But I still wasn't ready. I wasn't ready when I sensed the tension in the room. I knew before I looked up at the screen that I would see a round black hole where hope and resolution should have been found. Instead, in the crackle and pop of electronic noise, I heard the slow sobbing of a requiem for a dream. As I wordlessly walked out to the waiting room, fears swelled up where tears should have. Cancer: of the thyroid this time, or the parotid gland? What did it mean when a radiologist came in, suit coat flapping as he hurried to the equipment, and scanned my neck himself? What does "wait and see" really mean to a cancer patient? I suspended disbelief. I suspended belief. I hung, suspended, for two days. Suspended in reality, suspended in nightmare, suspended in prayer, suspended in the solace that was sleep.
The next appointment. A cardiologist. He informs me my heart failure is worsening, that my pulse is continuing to slow. That a pacemaker is indicated. Sends me to see a "heart failure" doctor. More fear, more tears locked in dry eyes, more words closed in a stinging throat. More suspension. I waited for Wednesday...five days. Eternity? Waited for suspension to drop me with a thud back into the dirt floor of cancer's reality.

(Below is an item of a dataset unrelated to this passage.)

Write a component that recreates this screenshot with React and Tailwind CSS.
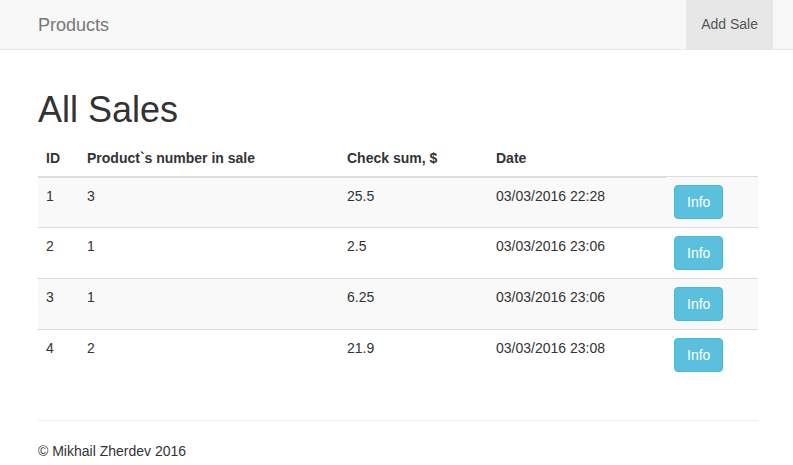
import React from "react";

const sales = [
  { id: 1, count: 3, sum: "25.5", date: "03/03/2016 22:28" },
  { id: 2, count: 1, sum: "2.5", date: "03/03/2016 23:06" },
  { id: 3, count: 1, sum: "6.25", date: "03/03/2016 23:06" },
  { id: 4, count: 2, sum: "21.9", date: "03/03/2016 23:08" },
];

const App = () => {
  return (
    <div className="min-h-[465px] bg-white text-[14px] leading-[20px] text-[#333] font-['Liberation_Sans',Arial,sans-serif]">
      {/* Navbar */}
      <nav className="h-[50px] bg-[#f8f8f8] border-b border-[#e7e7e7] flex justify-between pl-[23px] pr-[20px]">
        <a className="px-[15px] py-[15px] text-[18px] leading-[20px] text-[#777]">Products</a>
        <a className="px-[15px] py-[15px] leading-[19px] text-[#555] bg-[#e7e7e7]">Add Sale</a>
      </nav>

      <div className="ml-[38px] w-[720px] pt-[20px]">
        <h1 className="mt-[20px] mb-[10px] text-[36px] leading-[39.6px] font-normal">All Sales</h1>

        {/* Sales table */}
        <table className="w-full border-collapse">
          <thead>
            <tr>
              <th className="w-[41px] p-[8px] text-left font-bold align-bottom border-b-2 border-[#ddd]">ID</th>
              <th className="w-[260px] p-[8px] text-left font-bold align-bottom border-b-2 border-[#ddd]">Product`s number in sale</th>
              <th className="w-[149px] p-[8px] text-left font-bold align-bottom border-b-2 border-[#ddd]">Check sum, $</th>
              <th className="w-[178px] p-[8px] text-left font-bold align-bottom border-b-2 border-[#ddd]">Date</th>
            </tr>
          </thead>
          <tbody>
            {sales.map((sale, idx) => (
              <tr key={sale.id} className={idx % 2 === 0 ? "bg-[#f9f9f9]" : ""}>
                <td className="p-[8px] align-top border-t border-[#ddd]">{sale.id}</td>
                <td className="p-[8px] align-top border-t border-[#ddd]">{sale.count}</td>
                <td className="p-[8px] align-top border-t border-[#ddd]">{sale.sum}</td>
                <td className="p-[8px] align-top border-t border-[#ddd]">{sale.date}</td>
                <td className="p-[8px] align-top border-t border-[#ddd]">
                  <button className="px-[12px] py-[6px] leading-[20px] text-white bg-[#5bc0de] border border-[#46b8da] rounded-[4px]">
                    Info
                  </button>
                </td>
              </tr>
            ))}
          </tbody>
        </table>

        {/* Footer */}
        <hr className="mt-[40px] mb-[20px] border-0 border-t border-[#eee]" />
        <footer>
          <p>© Mikhail Zherdev 2016</p>
        </footer>
      </div>
    </div>
  );
};

export default App;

Preparing for my appointment yesterday, that deep soul work that nothing can hasten, I sat at the keys and got used to playing with my feet. Pure joy. I felt God shouting this time (usually He whispers - or am I just deaf??): See, child, I know every detail of your heart. I know why it beats slow sometimes and fast others. I know why you faint. I know every hair on your head. I know your going out and coming in, your lying down and standing up. I know the hour and day of your death, and I am waiting here to welcome you home. Cancer, schmancer. This is God speaking, the God who throws two free organs at you in two days! This is the God that created sun, stars, heavens and earth. Babies, blessings, husbands, farmhouses, gourmet food, summer songs of crickets and frogs, winter refrain of birds and snowflakes. How could you doubt me? Trust me, because I am always here. Listening. Loving. Lavishing.
So in I walked to two appointments today. The first was very hard: no answers are clear, and when that happens...well, doctors start to think maybe the reason for your problems isn't physical. It isn't, I want to shout! It is spiritual. God allowed me to feel this, to be created this way. He hedges me in, and He goes before me. Who are you to say it is impossible for me to faint as much as I do? Who are you to question what is so abundantly clear in your data? Question he does anyway, this doctor. Infuses the whole care team with questions without answers. Next appointment: the lump in my neck is okay, for now. Stable, hasn't grown since last September. The question remains, why is it there? Why didn't the iodine kill it? It is a nodule, and it looks like cancer, but it doesn't suck up iodine and it doesn't show on whole body scans. So there are lots of questions about how best to monitor it, or if it should be biopsied or removed. I'll learn more on Friday when I visit my oncologist here in Eau Claire.
The neurologist is close to concluding, to handing me a diagnosis. In her opinion, I may have orthostatic intolerance, a condition on the dysautonomic spectrum of illness. Hard to treat. But at least a diagnosis. I might be best off cloistered in my farmhouse, taking some herbs now and then, continuing with my country doctors here in Eau Claire. Tonight I go to sleep, monitors humming away for the next 24 hours. Still beseeching God, this time for an answer instead of a Hammond organ (or two!).
And remembering that sweet, sweet sound of bluesy perfection joining the crickets and frogs in an Indian summer lament/praise for a God who is holy, tender, and extravagant and a world that is harsh and si bon mais si lassant.
2 comments:
Slowly getting to know you through your blog. I feel I have much to learn from you and I look forward to more reading. I have been praying for you since last week when I first found your blog and realized you would be doing your testing, consults, etc. Your Mom emailed me or left a comment on my blog confirming the dates. Just wanted you to know you have been and will be in my prayers. You are gifted in your writing and your heart for Christ speaks clearly!
Gen, I love you. God is in control of all. He is in control of your body, and He is good. This is all for His glory, and your body is being completely used. Sara Jean.